As Hruby pointed out, our perception as a society of what is risky and what is worth prohibiting or regulating takes a long time to change. When the law requiring drivers and passengers to wear seatbelt was first passed in 1983, many individuals rebelled, refusing to let the government tell them what to do. In 2017, the Washington Post reported that 85.9 percent of Americans regularly wear their seatbelts.
Perhaps an age requirement or all-out ban on youth football will eventually become the new normal.
3. The biggest threat to football, and the NFL, might not be what you think.
Sure, participation numbers are falling. But at their current rate of decline, it would likely be decades before a lack of high school participation really started to hurt the NFL’s bottom line.
But something that could really lead to the end of the sport of football as we know it is the insurance market.
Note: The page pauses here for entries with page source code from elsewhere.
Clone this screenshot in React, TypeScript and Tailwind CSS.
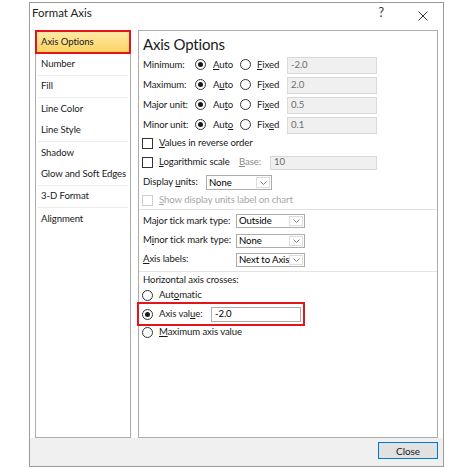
import React from "react"

type Kids = { children?: React.ReactNode }

// underlined access key letter
const K = ({ children }: Kids) => <span className="underline underline-offset-[1px]">{children}</span>

function Radio({ checked }: { checked?: boolean }) {
  return (
    <span className="grid size-[11px] shrink-0 place-items-center rounded-full border border-[#333] bg-white">
      {checked && <span className="size-[5px] rounded-full bg-[#1a1a1a]" />}
    </span>
  )
}

function Check({ disabled }: { disabled?: boolean }) {
  return (
    <span
      className={
        disabled
          ? "size-[11px] shrink-0 border border-[#cfcfcf] bg-white"
          : "size-[11px] shrink-0 border border-[#333] bg-white"
      }
    />
  )
}

function Chevron() {
  return (
    <svg width="7" height="4" viewBox="0 0 7 4" className="text-[#777]">
      <polyline points="0.5,0.5 3.5,3.5 6.5,0.5" fill="none" stroke="currentColor" strokeWidth="0.9" />
    </svg>
  )
}

function Select({ value, className }: { value: string; className: string }) {
  return (
    <div className={"flex shrink-0 border border-[#acacac] bg-white " + className}>
      <span className="flex flex-1 items-center overflow-hidden pl-[2px] leading-none text-black">{value}</span>
      <span className="my-px mr-px flex w-[14px] shrink-0 items-center justify-center border border-[#dcdcdc] bg-white">
        <Chevron />
      </span>
    </div>
  )
}

type AxisRowProps = { label: string; auto: React.ReactNode; fixed: React.ReactNode; value: string }

function AxisRow({ label, auto, fixed, value }: AxisRowProps) {
  return (
    <div className="flex h-[20px] items-center">
      <span className="w-[52px] shrink-0 text-[#1a1a1a]">{label}</span>
      <span className="flex w-[45px] shrink-0 items-center gap-[7px]">
        <Radio checked />
        <span>{auto}</span>
      </span>
      <span className="flex w-[47px] shrink-0 items-center gap-[6px]">
        <Radio />
        <span>{fixed}</span>
      </span>
      <span className="flex h-[17px] w-[90px] shrink-0 items-center border border-[#d9d9d9] bg-[#f0f0f0] pl-[3px] text-[#6d6d6d]">
        {value}
      </span>
    </div>
  )
}

const navItems: { label: string; sep?: boolean }[] = [
  { label: "Number", sep: true },
  { label: "Fill", sep: true },
  { label: "Line Color" },
  { label: "Line Style", sep: true },
  { label: "Shadow" },
  { label: "Glow and Soft Edges", sep: true },
  { label: "3-D Format", sep: true },
  { label: "Alignment" },
]

export default function App() {
  return (
    <div className="h-[468px] w-[465px] whitespace-nowrap bg-white pl-[29px] pt-[2px] font-[Lato,'Liberation_Sans',sans-serif] text-[9.6px] tracking-[-0.1px] text-[#1a1a1a]">
      <div className="flex h-[465px] w-[415px] flex-col border border-[#9a9a9a] bg-white">
        {/* Title bar */}
        <div className="flex h-[27px] items-start">
          <span className="pl-[2px] text-[11.5px] leading-[20px] tracking-normal text-[#222]">Format Axis</span>
          <span className="ml-auto mr-[34px] text-[12.5px] leading-[20px] text-[#333]">?</span>
          <svg width="10" height="10" viewBox="0 0 10 10" className="mr-[15px] mt-[8px] text-[#333]">
            <path d="M0.5 0.5 L9.5 9.5 M9.5 0.5 L0.5 9.5" stroke="currentColor" strokeWidth="1" />
          </svg>
        </div>

        {/* Body */}
        <div className="flex h-[408px]">
          {/* Left nav */}
          <div className="ml-[5px] flex w-[96px] shrink-0 flex-col border border-[#acacac] bg-white">
            <div className="-mx-px -mt-px flex h-[24px] items-center border-2 border-[#e3141c] bg-gradient-to-b from-[#fee9a6] to-[#fbd35f] pl-[4px] text-[#1a1a1a]">
              Axis Options
            </div>
            {navItems.map((it) => (
              <div
                key={it.label}
                className={
                  it.sep
                    ? "mx-[2px] flex h-[22px] items-center border-b border-[#ececec] pl-[3px]"
                    : "mx-[2px] flex h-[22px] items-center pl-[3px]"
                }
              >
                {it.label}
              </div>
            ))}
          </div>

          {/* Right panel */}
          <div className="ml-[7px] flex w-[300px] shrink-0 flex-col border border-[#acacac] bg-white pl-[4px]">
            <div className="h-[24px] text-[15px] leading-[26px] tracking-[-0.2px] text-[#1a1a1a]">Axis Options</div>

            <AxisRow label="Minimum:" auto={<><K>A</K>uto</>} fixed={<><K>F</K>ixed</>} value="-2.0" />
            <AxisRow label="Maximum:" auto={<>A<K>u</K>to</>} fixed={<>F<K>i</K>xed</>} value="2.0" />
            <AxisRow label="Major unit:" auto={<>Au<K>t</K>o</>} fixed={<>Fi<K>x</K>ed</>} value="0.5" />
            <AxisRow label="Minor unit:" auto={<>Aut<K>o</K></>} fixed={<>Fix<K>e</K>d</>} value="0.1" />

            <div className="-ml-px flex h-[17px] items-center gap-[6px]">
              <Check />
              <span>
                <K>V</K>alues in reverse order
              </span>
            </div>
            <div className="-ml-px flex h-[21px] items-center">
              <Check />
              <span className="ml-[6px] w-[80px] shrink-0">
                <K>L</K>ogarithmic scale
              </span>
              <span className="w-[31px] shrink-0 text-[#8a8a8a]">
                <K>B</K>ase:
              </span>
              <span className="flex h-[14px] w-[107px] shrink-0 items-center border border-[#d9d9d9] bg-[#f0f0f0] pl-[3px] text-[#6d6d6d]">
                10
              </span>
            </div>
            <div className="flex h-[19px] items-center">
              <span className="w-[63px] shrink-0">
                Display <K>u</K>nits:
              </span>
              <Select value="None" className="h-[15px] w-[66px]" />
            </div>
            <div className="-ml-px flex h-[16px] items-center gap-[6px] text-[#a6a6a6]">
              <Check disabled />
              <span>
                <K>S</K>how display units label on chart
              </span>
            </div>

            <div className="-ml-[4px] mt-px border-t border-[#e3e3e3]" />

            <div className="mt-px flex h-[20px] items-center">
              <span className="w-[93px] shrink-0">
                Ma<K>j</K>or tick mark type:
              </span>
              <Select value="Outside" className="h-[14px] w-[69px]" />
            </div>
            <div className="flex h-[19px] items-center">
              <span className="w-[93px] shrink-0">
                M<K>i</K>nor tick mark type:
              </span>
              <Select value="None" className="h-[14px] w-[69px]" />
            </div>
            <div className="flex h-[19px] items-center">
              <span className="w-[93px] shrink-0">
                <K>A</K>xis labels:
              </span>
              <Select value="Next to Axis" className="h-[14px] w-[69px]" />
            </div>

            <div className="-ml-[4px] mt-[2px] border-t border-[#e3e3e3]" />

            <div className="flex h-[17px] items-center">Horizontal axis crosses:</div>
            <div className="-ml-[1px] flex h-[13px] items-center gap-[6px]">
              <Radio />
              <span>
                Aut<K>o</K>matic
              </span>
            </div>
            <div className="-ml-[6px] flex h-[24px] w-[168px] items-center border-2 border-[#e3141c] pl-[3px]">
              <Radio checked />
              <span className="ml-[6px] w-[52px] shrink-0">
                Axis val<K>u</K>e:
              </span>
              <span className="flex h-[15px] w-[90px] shrink-0 items-center border border-[#adadad] bg-white pl-[3px] text-black">
                -2.0
              </span>
            </div>
            <div className="-ml-[1px] flex h-[12px] items-center gap-[6px]">
              <Radio />
              <span>
                <K>M</K>aximum axis value
              </span>
            </div>
          </div>
        </div>

        {/* Footer */}
        <div className="flex flex-1 items-start justify-end bg-[#f0f0f0] pr-[5px] pt-[4px]">
          <button
            type="button"
            className="flex h-[17px] w-[60px] items-center justify-center border border-[#0078d7] bg-[#e1e1e1] text-[10px] leading-none text-[#1a1a1a]"
          >
            Close
          </button>
        </div>
      </div>
    </div>
  )
}
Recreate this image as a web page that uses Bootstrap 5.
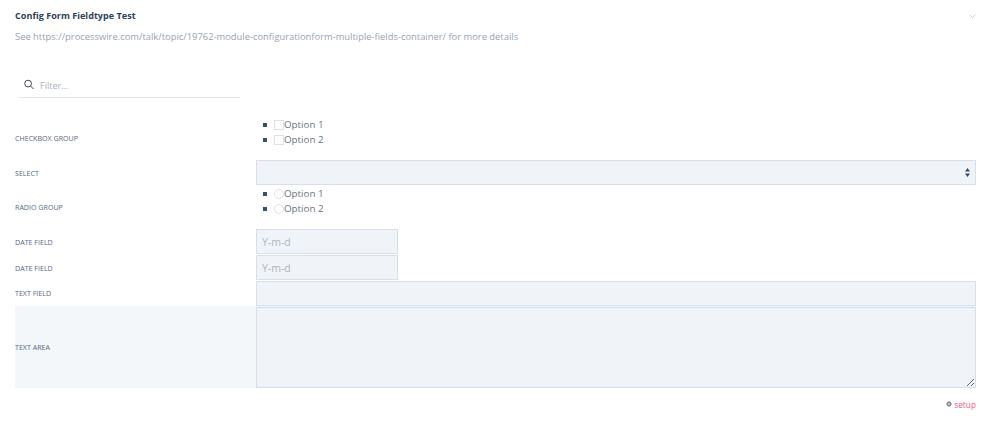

Paneliest Dan Grano, a professor in the Department of Communications at the University of North Carolina at Charlotte, brought up this possibility, citing a recent investigation by ESPN’s Outside the Lines.

Prior to the deluge of concussion-related lawsuits the NFL has faced since 2011, more than a dozen insurance carriers made up the insurance market for pro football. Today, according to Outside the Lines, the NFL no longer has general liability insurance covering head trauma and only one company is willing to provide the league with workers’ compensation coverage.
As detailed by the Outside the Lines investigation, the evaporating insurance market and rising costs have already claimed their first victims. Maricopa County Community Colleges in Arizona eliminated football at four schools after determining that the teams accounted for a third of all insurance costs for the district. The North of the River Recreation and Park District in Bakersfield, California, cited a combination of rising insurance costs and declining participation in its decision to terminate its tackle football program in 2018.
Pop Warner Little Scholars recently switched insurers after its carrier refused to provide coverage without an exclusion for neurological injuries. In Hawkins County, Tennessee, the insurer for the local recreation department refused to cover football. Instead of cutting the sport, the department found a new carrier, which charges 27 percent more for coverage.
It’s not sexy. It’s not headline-grabbing. But when many cite money (as in how much money the NFL and NCAA are making off of football) as the reason this sport is untouchable, rising insurance costs could pose a very real threat.